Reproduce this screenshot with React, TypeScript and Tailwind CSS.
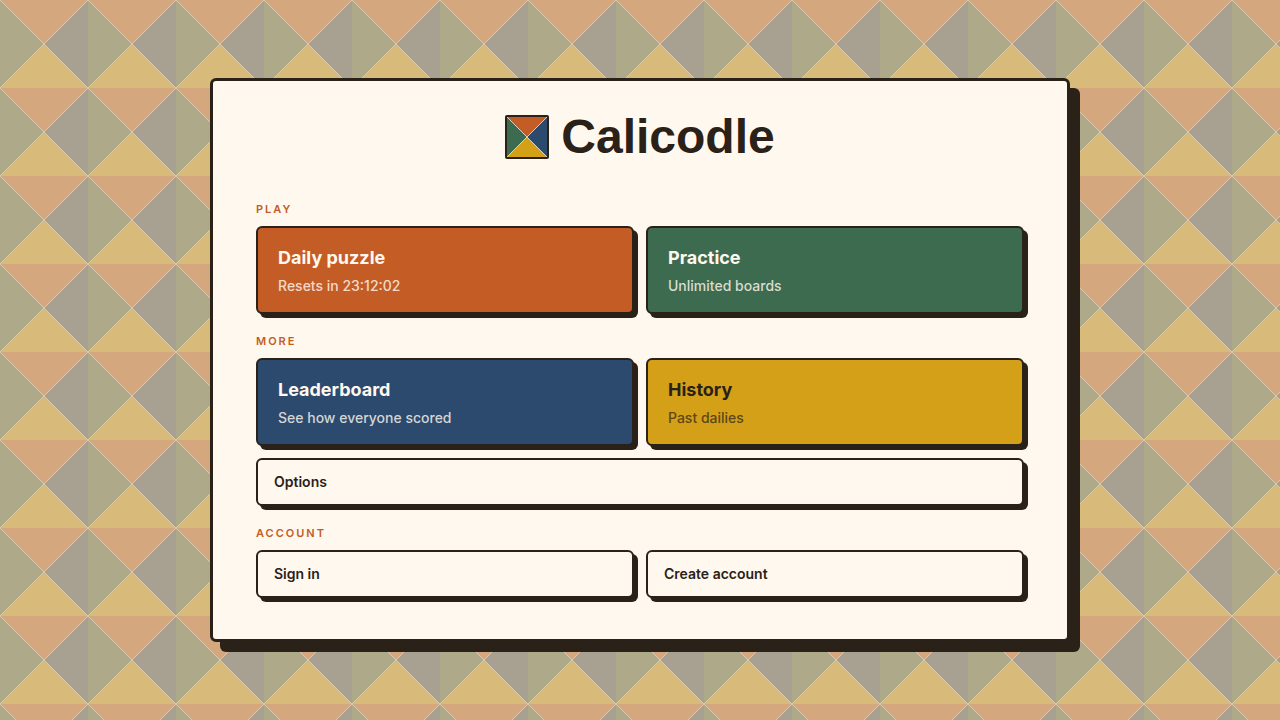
import type { ReactNode } from "react";

const TILE = 88;

type Tone = "orange" | "green" | "blue" | "gold";

const toneClasses: Record<Tone, string> = {
  orange: "bg-[#c45c26] text-[#fff8ee]",
  green: "bg-[#3d6b4f] text-[#fff8ee]",
  blue: "bg-[#2c4a6e] text-[#fff8ee]",
  gold: "bg-[#d4a017] text-[#2a2118]",
};

const detailClasses: Record<Tone, string> = {
  orange: "text-[#f3d9c6]",
  green: "text-[#d8dcce]",
  blue: "text-[#d5d5d4]",
  gold: "text-[#5d4718]",
};

function QuiltBackground() {
  return (
    <svg className="absolute inset-0 h-full w-full" aria-hidden="true">
      <defs>
        <pattern id="quilt" width={TILE} height={TILE} patternUnits="userSpaceOnUse">
          <polygon points="0,0 88,0 44,44" fill="#d5a77e" />
          <polygon points="88,0 88,88 44,44" fill="#a8a091" />
          <polygon points="88,88 0,88 44,44" fill="#d8ba7a" />
          <polygon points="0,88 0,0 44,44" fill="#aeaa89" />
          <path d="M0 0L88 88M88 0L0 88" stroke="#d9c9ae" strokeWidth="1" />
        </pattern>
      </defs>
      <rect width="100%" height="100%" fill="url(#quilt)" />
    </svg>
  );
}

function Logo() {
  return (
    <svg className="size-11 shrink-0" viewBox="0 0 44 44" aria-hidden="true">
      <rect width="44" height="44" rx="2" fill="#2a2118" />
      <polygon points="2,2 42,2 22,22" fill="#c45c26" />
      <polygon points="42,2 42,42 22,22" fill="#2c4a6e" />
      <polygon points="42,42 2,42 22,22" fill="#d4a017" />
      <polygon points="2,42 2,2 22,22" fill="#3d6b4f" />
      <path d="M2 2L42 42M42 2L2 42" stroke="#d8d0c0" strokeWidth="1" />
    </svg>
  );
}

function Section({ title, children }: { title: string; children: ReactNode }) {
  return (
    <section className="flex flex-col gap-2">
      <h2 className="text-[11px] leading-[17px] font-semibold tracking-[2px] text-[#c45c26] uppercase">
        {title}
      </h2>
      <div className="grid grid-cols-1 gap-3 sm:grid-cols-2">{children}</div>
    </section>
  );
}

function FeatureButton({ title, detail, tone }: { title: string; detail: string; tone: Tone }) {
  return (
    <button
      type="button"
      className={`flex cursor-pointer flex-col gap-1 rounded-md border-2 border-[#2a2118] px-5 py-4 text-left shadow-[4px_4px_0_#2a2118] ${toneClasses[tone]}`}
    >
      <span className="text-lg leading-7 font-bold">{title}</span>
      <span className={`text-sm leading-5 font-medium ${detailClasses[tone]}`}>{detail}</span>
    </button>
  );
}

function PlainButton({ label, wide = false }: { label: string; wide?: boolean }) {
  return (
    <button
      type="button"
      className={`cursor-pointer rounded-md border-2 border-[#2a2118] bg-[#fff8ee] px-4 py-3 text-left text-sm leading-5 font-semibold shadow-[4px_4px_0_#2a2118] ${wide ? "sm:col-span-2" : ""}`}
    >
      {label}
    </button>
  );
}

export default function App() {
  return (
    <div className="relative flex min-h-screen items-center justify-center p-6 font-['Inter','Liberation_Sans',sans-serif] text-[#2a2118]">
      <QuiltBackground />
      <main className="relative w-full max-w-[860px] rounded-md border-3 border-[#2a2118] bg-[#fff8ee] px-[43px] pt-8 pb-[41px] shadow-[10px_10px_0_#2a2118]">
        <header className="mb-10 flex items-center justify-center gap-3">
          <Logo />
          <h1 className="font-['Liberation_Sans',sans-serif] text-5xl leading-12 font-bold">Calicodle</h1>
        </header>
        <div className="flex flex-col gap-[19px]">
          <Section title="Play">
            <FeatureButton title="Daily puzzle" detail="Resets in 23:12:02" tone="orange" />
            <FeatureButton title="Practice" detail="Unlimited boards" tone="green" />
          </Section>
          <Section title="More">
            <FeatureButton title="Leaderboard" detail="See how everyone scored" tone="blue" />
            <FeatureButton title="History" detail="Past dailies" tone="gold" />
            <PlainButton label="Options" wide />
          </Section>
          <Section title="Account">
            <PlainButton label="Sign in" />
            <PlainButton label="Create account" />
          </Section>
        </div>
      </main>
    </div>
  );
}
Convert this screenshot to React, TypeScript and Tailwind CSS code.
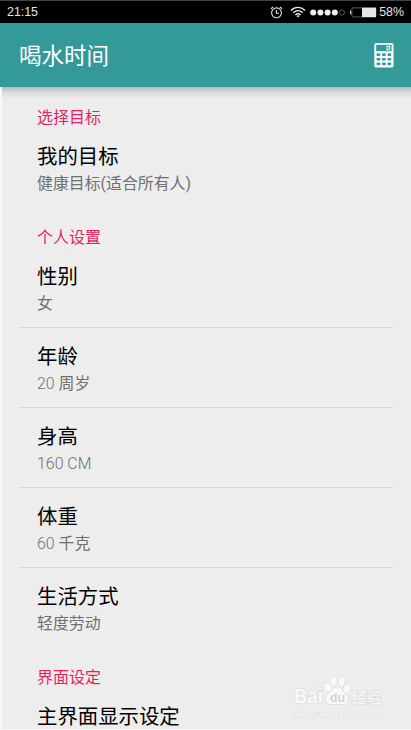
import React from "react";

type Item = { title: string; value?: string; amount?: string };
type Group = { heading: string; items: Item[] };

const groups: Group[] = [
  { heading: "选择目标", items: [{ title: "我的目标", value: "健康目标(适合所有人)" }] },
  {
    heading: "个人设置",
    items: [
      { title: "性别", value: "女" },
      { title: "年龄", amount: "20 ", value: "周岁" },
      { title: "身高", amount: "160 CM" },
      { title: "体重", amount: "60 ", value: "千克" },
      { title: "生活方式", value: "轻度劳动" },
    ],
  },
  { heading: "界面设定", items: [{ title: "主界面显示设定" }] },
];

function AlarmIcon() {
  return (
    <svg width="13" height="13" viewBox="0 0 13 13" fill="none" stroke="#e2e2e2" strokeWidth="1.1">
      <circle cx="6.5" cy="6.8" r="4.9" />
      <path d="M6.4 4v3.3h2.5M0.9 2.9 3 1M12.1 2.9 10 1" />
    </svg>
  );
}

function WifiIcon() {
  return (
    <svg width="16" height="12" viewBox="0 0 16 12" fill="none" stroke="#e8e8e8" strokeWidth="1.4">
      <path d="M1 4.4C5 .4 11 .4 15 4.4M3.3 6.7c2.8-2.7 6.6-2.7 9.4 0M5.4 8.9c1.6-1.5 3.6-1.5 5.2 0" />
      <path d="M6.5 9.9 8 11.5l1.5-1.6c-.9-.8-2.1-.8-3 0Z" fill="#e8e8e8" stroke="none" />
    </svg>
  );
}

function SignalDots() {
  return (
    <svg width="36" height="7" viewBox="0 0 36 7">
      {[3.2, 10.4, 17.6, 24.8].map((x) => (
        <circle key={x} cx={x} cy="3.5" r="3" fill="#eeeeee" />
      ))}
      <circle cx="32" cy="3.5" r="2.6" fill="none" stroke="#5b5b5b" strokeWidth="0.9" />
    </svg>
  );
}

function BatteryIcon() {
  return (
    <svg width="27" height="11" viewBox="0 0 27 11">
      <rect x="0" y="3.7" width="1.3" height="3.6" fill="#d8d8d8" />
      <rect x="1.9" y="0.9" width="24" height="9" rx="1" fill="none" stroke="#666" strokeWidth="0.9" />
      <rect x="12" y="0.7" width="14" height="9.4" fill="#e6e6e6" />
    </svg>
  );
}

function CalculatorIcon() {
  return (
    <svg width="20" height="26" viewBox="0 0 20 26">
      <rect x="0.3" y="0.9" width="19.2" height="24.7" rx="2.2" fill="#fafffe" />
      <rect x="2.2" y="2.8" width="15.4" height="6.4" fill="#339999" />
      <rect x="13" y="4.2" width="2.7" height="3.5" fill="none" stroke="#fff" strokeWidth="1" />
      {[11.3, 15.9, 20.5].map((y) =>
        [2.6, 8.1, 13.6].map((x) => (
          <rect key={`${x}-${y}`} x={x} y={y} width="3.6" height="2.7" rx="0.7" fill="#339999" />
        ))
      )}
    </svg>
  );
}

function Watermark() {
  return (
    <svg
      width="92"
      height="46"
      viewBox="0 0 92 46"
      className="absolute left-[292px] top-[675px]"
      fill="#f9f9f9"
      stroke="#dadada"
      strokeWidth="1.2"
      fontFamily="'Liberation Sans', 'Noto Sans CJK SC', sans-serif"
      paintOrder="stroke"
    >
      <text x="2" y="28.2" fontSize="19.5" fontWeight="700" textLength="29" lengthAdjust="spacingAndGlyphs">Bai</text>
      <ellipse cx="35.8" cy="12.3" rx="3.5" ry="4.4" transform="rotate(-15 35.8 12.3)" />
      <ellipse cx="41.5" cy="6" rx="3.2" ry="4.5" />
      <ellipse cx="49.7" cy="6.4" rx="3.2" ry="4.5" transform="rotate(10 49.7 6.4)" />
      <ellipse cx="54.9" cy="13.8" rx="3.4" ry="4.4" transform="rotate(18 54.9 13.8)" />
      <path d="M45.3 12.3c4.2 0 5.8 4.4 8.6 7 4.8 4.4 2.3 10.5-3.9 10-3-.3-6.4-.3-9.4 0-6.5.6-9.3-5.6-4.3-10.2 3-2.7 4.8-6.8 9-6.8Z" />
      <text x="38" y="26.7" fontSize="13.5" fontWeight="700" fill="#d4d4d4" stroke="none" textLength="15" lengthAdjust="spacingAndGlyphs">du</text>
      <text x="59.5" y="27.8" fontSize="15" fontWeight="500" textLength="30">经验</text>
      <text x="2" y="41.5" fontSize="8.8" strokeWidth="0.6" textLength="87" lengthAdjust="spacingAndGlyphs" fontFamily="'Liberation Serif', serif">jingyan.baidu.com</text>
    </svg>
  );
}

function Row({ item, divided }: { item: Item; divided: boolean }) {
  return (
    <div className={`ml-[17px] mr-[18px] h-20 border-b pl-[18px] pt-[13px] ${divided ? "border-[#d8d8d8]" : "border-transparent"}`}>
      <div className="h-[31px] text-[20.4px] leading-8 text-black">{item.title}</div>
      <div className="h-6 whitespace-pre text-[15.9px] leading-6 text-[#707070]">
        {item.amount && <span className="font-light">{item.amount}</span>}
        {item.value}
      </div>
    </div>
  );
}

export default function App() {
  return (
    <div className="relative flex h-[730px] w-[411px] flex-col overflow-hidden bg-[#ededed] font-[Roboto,'Noto_Sans_CJK_SC',sans-serif]">
      <header className="flex-none">
        <div className="flex h-[23px] items-center border-t border-[#444] bg-black pl-[7px] pr-[7px] font-['Liberation_Sans',sans-serif] text-[12.4px] leading-none text-[#e6e6e6]">
          <span className="flex-1">21:15</span>
          <AlarmIcon />
          <span className="ml-[7px]"><WifiIcon /></span>
          <span className="ml-[4px]"><SignalDots /></span>
          <span className="ml-[4px]"><BatteryIcon /></span>
          <span className="ml-[2px]">58%</span>
        </div>
        <div className="flex h-16 items-center justify-between bg-[#339999] pl-[19px] pr-[17px]">
          <h1 className="pt-px text-[22.5px] font-normal leading-8 text-white">喝水时间</h1>
          <CalculatorIcon />
        </div>
      </header>
      <main className="min-h-0 flex-1 overflow-hidden border-l-2 border-[#f7f7f7]">
        <div className="-mb-[11px] h-3 bg-linear-to-b from-[#b9b9b9] via-[#dddddd] to-[#ededed]" />
        {groups.map((group) => (
          <section key={group.heading}>
            <h2 className="h-10 pl-[35px] pt-[18px] text-[16px] font-normal leading-6 text-[#e91e63]">{group.heading}</h2>
            {group.items.map((item, i) => (
              <Row key={item.title} item={item} divided={i < group.items.length - 1} />
            ))}
          </section>
        ))}
      </main>
      <Watermark />
      <div className="h-px flex-none bg-[#fafafa]" />
    </div>
  );
}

——————

**Exercise requirements:** Only the number is wanted: how many lines in the data include the string "screenshot"?

**Result of this task:** 2